Os Guedes de Brito passaram mais de um século envolvidos em questões judiciais sobre a propriedade de suas terras, onde cobravam o foro de posseiros e mineradores, que muitas vezes se recusavam à pagar, principalmente em terras atualmente pertencentes a Minas Gerais, depois que no início do século XVIII foi criada a província de São Paulo das Minas, incluindo os atuais estados de Minas, São Paulo, Goiás, Tocantins, Mato Grosso do Sul e Mato Grosso.
        João de Saldanha da Gama Melo Torres Guedes de Brito, o sexto Conde da Casa da Ponte, chegou a ser governador da Bahia (a capital da colônia já tinha sido transferida para o Rio de janeiro em 1763) e teve a incumbência de receber D. João VI, quando da chegada da corte ao Brasil em 1808, fugindo de Napoleão, cuja primeira parada em portos brasileiros foi em Salvador.
Casou-se com D. Maria Constança de Saldanha Oliveira e Souza, Condessa da Ponte, da qual teve oito filhos, sendo o primogênito e titular do morgado, Manuel de Saldanha da Gama Melo e Torres Guedes de Brito, VII Conde da Ponte, nascido a 1 de março de 1797 e falecido a 30 de maio de 1852, casado com D. Joaquina de Castelo Branco. Além de Manuel, teve ainda outros sete filhos.

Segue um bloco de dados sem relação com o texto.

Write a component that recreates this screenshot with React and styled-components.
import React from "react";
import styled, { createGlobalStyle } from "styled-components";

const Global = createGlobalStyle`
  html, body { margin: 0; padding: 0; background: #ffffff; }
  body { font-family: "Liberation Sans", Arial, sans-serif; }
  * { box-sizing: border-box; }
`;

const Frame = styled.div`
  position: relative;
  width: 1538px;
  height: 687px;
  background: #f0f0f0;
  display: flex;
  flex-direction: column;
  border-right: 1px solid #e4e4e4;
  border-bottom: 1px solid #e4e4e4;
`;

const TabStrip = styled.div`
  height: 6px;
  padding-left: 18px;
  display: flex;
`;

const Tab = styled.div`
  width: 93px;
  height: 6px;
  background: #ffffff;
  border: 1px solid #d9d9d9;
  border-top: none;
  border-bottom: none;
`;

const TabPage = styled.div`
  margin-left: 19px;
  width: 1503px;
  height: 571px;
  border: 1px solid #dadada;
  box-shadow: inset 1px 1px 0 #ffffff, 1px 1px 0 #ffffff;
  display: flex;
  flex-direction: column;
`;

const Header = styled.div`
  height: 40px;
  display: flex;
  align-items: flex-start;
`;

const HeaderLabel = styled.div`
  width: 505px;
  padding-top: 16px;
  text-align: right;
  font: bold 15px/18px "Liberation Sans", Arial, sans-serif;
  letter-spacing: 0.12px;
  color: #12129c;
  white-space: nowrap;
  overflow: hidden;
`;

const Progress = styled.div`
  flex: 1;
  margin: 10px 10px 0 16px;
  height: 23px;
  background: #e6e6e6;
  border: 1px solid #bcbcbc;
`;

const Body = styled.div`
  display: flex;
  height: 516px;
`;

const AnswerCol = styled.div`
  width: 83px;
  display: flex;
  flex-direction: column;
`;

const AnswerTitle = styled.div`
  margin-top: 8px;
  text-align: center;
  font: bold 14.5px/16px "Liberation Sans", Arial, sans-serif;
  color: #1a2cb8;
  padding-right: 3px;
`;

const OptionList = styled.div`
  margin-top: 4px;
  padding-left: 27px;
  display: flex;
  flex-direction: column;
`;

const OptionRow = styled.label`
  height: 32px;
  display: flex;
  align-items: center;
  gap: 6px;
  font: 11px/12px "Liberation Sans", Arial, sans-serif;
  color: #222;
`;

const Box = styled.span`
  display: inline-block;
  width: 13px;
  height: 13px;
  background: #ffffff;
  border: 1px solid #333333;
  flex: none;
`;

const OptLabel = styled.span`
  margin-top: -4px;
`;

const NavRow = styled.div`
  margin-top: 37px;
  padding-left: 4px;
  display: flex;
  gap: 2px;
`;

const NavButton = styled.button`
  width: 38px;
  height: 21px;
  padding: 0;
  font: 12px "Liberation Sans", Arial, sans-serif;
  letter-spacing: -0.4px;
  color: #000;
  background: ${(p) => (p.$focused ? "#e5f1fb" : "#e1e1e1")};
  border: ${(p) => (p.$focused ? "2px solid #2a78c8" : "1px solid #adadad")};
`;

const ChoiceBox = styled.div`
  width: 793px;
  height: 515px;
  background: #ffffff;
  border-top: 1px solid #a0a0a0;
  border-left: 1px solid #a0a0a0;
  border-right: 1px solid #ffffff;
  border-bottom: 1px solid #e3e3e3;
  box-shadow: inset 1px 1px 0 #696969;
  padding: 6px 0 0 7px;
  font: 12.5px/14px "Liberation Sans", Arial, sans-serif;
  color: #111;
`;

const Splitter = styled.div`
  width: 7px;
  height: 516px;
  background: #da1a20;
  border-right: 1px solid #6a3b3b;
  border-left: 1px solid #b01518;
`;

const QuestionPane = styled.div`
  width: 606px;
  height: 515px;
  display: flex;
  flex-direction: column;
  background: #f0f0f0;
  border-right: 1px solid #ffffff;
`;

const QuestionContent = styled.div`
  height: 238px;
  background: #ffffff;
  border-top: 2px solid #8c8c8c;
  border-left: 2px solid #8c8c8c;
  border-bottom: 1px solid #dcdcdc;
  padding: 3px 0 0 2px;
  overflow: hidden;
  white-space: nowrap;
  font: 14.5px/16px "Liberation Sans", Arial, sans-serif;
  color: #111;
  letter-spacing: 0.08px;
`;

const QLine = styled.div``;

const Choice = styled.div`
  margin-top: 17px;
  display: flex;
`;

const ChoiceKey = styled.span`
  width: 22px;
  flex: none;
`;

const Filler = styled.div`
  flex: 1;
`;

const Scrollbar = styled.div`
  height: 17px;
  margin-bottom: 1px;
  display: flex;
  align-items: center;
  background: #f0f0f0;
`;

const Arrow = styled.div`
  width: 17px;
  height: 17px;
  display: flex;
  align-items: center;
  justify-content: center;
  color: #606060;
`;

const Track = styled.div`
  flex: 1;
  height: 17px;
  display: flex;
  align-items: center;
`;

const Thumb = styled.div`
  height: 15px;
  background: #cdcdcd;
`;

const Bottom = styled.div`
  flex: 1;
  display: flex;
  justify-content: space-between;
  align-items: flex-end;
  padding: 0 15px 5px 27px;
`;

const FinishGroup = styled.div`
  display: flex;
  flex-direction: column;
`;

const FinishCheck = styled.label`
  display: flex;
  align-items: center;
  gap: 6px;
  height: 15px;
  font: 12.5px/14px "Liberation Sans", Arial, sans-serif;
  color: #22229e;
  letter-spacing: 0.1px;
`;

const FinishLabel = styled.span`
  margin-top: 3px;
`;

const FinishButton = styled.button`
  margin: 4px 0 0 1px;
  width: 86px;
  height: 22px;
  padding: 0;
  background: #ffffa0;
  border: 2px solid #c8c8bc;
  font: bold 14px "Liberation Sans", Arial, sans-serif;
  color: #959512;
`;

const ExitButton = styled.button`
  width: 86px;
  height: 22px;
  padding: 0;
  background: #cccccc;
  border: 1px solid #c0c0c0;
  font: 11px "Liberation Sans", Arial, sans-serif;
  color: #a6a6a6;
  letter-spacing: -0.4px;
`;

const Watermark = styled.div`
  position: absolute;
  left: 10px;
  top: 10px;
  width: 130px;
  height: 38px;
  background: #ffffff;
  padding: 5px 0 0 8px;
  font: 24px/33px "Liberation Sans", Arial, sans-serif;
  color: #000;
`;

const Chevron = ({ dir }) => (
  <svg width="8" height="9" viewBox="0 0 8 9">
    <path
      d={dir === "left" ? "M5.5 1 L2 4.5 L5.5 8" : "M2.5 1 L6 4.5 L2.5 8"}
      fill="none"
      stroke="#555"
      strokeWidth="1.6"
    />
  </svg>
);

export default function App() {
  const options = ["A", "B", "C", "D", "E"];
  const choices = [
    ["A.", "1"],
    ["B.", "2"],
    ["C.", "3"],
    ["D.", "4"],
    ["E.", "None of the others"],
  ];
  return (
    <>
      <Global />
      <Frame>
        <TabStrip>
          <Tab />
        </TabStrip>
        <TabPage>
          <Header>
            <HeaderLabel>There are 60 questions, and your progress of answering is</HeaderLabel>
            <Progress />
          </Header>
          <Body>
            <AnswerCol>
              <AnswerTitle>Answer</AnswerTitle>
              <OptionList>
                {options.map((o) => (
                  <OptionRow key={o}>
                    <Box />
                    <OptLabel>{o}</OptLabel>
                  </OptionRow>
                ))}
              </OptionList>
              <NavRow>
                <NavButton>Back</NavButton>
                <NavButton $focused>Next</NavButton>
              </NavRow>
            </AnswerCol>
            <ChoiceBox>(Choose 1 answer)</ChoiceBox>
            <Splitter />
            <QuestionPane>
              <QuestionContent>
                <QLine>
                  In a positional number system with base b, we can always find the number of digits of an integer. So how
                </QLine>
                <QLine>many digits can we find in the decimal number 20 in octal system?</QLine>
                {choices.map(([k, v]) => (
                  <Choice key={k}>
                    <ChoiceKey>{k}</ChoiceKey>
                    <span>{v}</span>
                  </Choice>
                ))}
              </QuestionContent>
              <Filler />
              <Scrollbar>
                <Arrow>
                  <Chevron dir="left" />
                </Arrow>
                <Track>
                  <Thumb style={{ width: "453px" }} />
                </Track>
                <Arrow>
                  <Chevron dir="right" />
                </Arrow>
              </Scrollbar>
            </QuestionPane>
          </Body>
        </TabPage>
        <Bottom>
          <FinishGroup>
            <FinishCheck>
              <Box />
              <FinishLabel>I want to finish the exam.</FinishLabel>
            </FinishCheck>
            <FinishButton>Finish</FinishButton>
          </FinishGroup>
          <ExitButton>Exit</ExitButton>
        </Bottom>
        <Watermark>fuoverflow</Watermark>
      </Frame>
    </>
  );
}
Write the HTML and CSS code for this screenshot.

Depois da extinção do morgado e da morte do seu último titular, a Condessa da Casa da Ponte e seus filhos venderam tudo que restava do patrimônio da família. As antigas fazendas dos Guedes de Brito, se tornaram então os embriões dos atuais municípios da região, como Jacobina, Morro do Chapéu, Rio de Contas, Brumado, Caetité, Guanambi, Palmas de Monte Alto e muitos outros.
 
O Paço do Saldanha, durante obra de restauro pelo Instituto do Patrimônio Artístico e Cultural da Bahia, IPAC.
 

A casa dos Guedes de Brito em Salvador, conhecida hoje como Paço do Saldanha foi construída depois que o coronel Antonio Guedes de Brito comprou casas térreas então ali existentes, de propriedade da Ordem 3ª do Carmo, derrubando-as para erigir o solar. Em 1706, a casa passou para sua filha Isabel Guedes de Brito e posteriormente para sua neta Joana da Silva Caldeira Pimentel Guedes de Brito, casada depois com Manuel de Saldanha da Gama, filho do vice-rei da Índia, sobrenome que batizou o solar como o conhecemos hoje, Paço do Saldanha, cuja entrada principal, em estilo espanhol situa-se na Rua Guedes de Brito,14. Este imóvel, hoje tombado pelo patrimônio histórico, foi durante muitos anos a sede do Liceu de Artes e Ofícios da Bahia e atualmente é a sede da Fundação Cultural do Estado da Bahia, FUNCEB.

Bibliografia consultada:
POSSEIROS, RENDEIROS E PROPRIETÁRIOS: Estrutura Fundiária e Dinâmica Agro-Mercantil no Alto Sertão da Bahia
(1750-1850) Erivaldo Fagundes Neves
Tese de Doutorado em História - Centro de Filosofia e Ciências Humanas - UFPE- 2003
O que há de errado com a história de Morro do Chapéu.
Obs: é impressionante a quantidade de informações erradas e contraditórias que se consegue pesquisando apenas na internet. Muitas pessoas copiam texto e modificam, não citando sua procedência. Confundem dados, acrescentam coisas baseados em "achismos" e omitem informações importantes. A história do morgado dos Guedes de Brito é um exemplo. Conhecido como Morgado da Casa da Ponte, em oposição à Casa da Torre de Garcia D'Ávila, sua história é  complexa. Só a vida de Manuel Nunes Viana, procurador de Isabel Guedes de Brito e suas estrepolias em Minas Gerais, para defender os interesses dos Guedes de Brito e os seus próprios, já daria um livro inteiro.
     Tentei aqui fazer uma recomposição dos principais fatos que levaram a família Guedes de Brito a reunir uma quantidade tão grande de terras entre a Bahia e Minas Gerais, mas esta resenha também está sujeita a erros, portanto, se for servir de fonte de pesquisa, recomendamos que os dados aqui expostos sejam checados.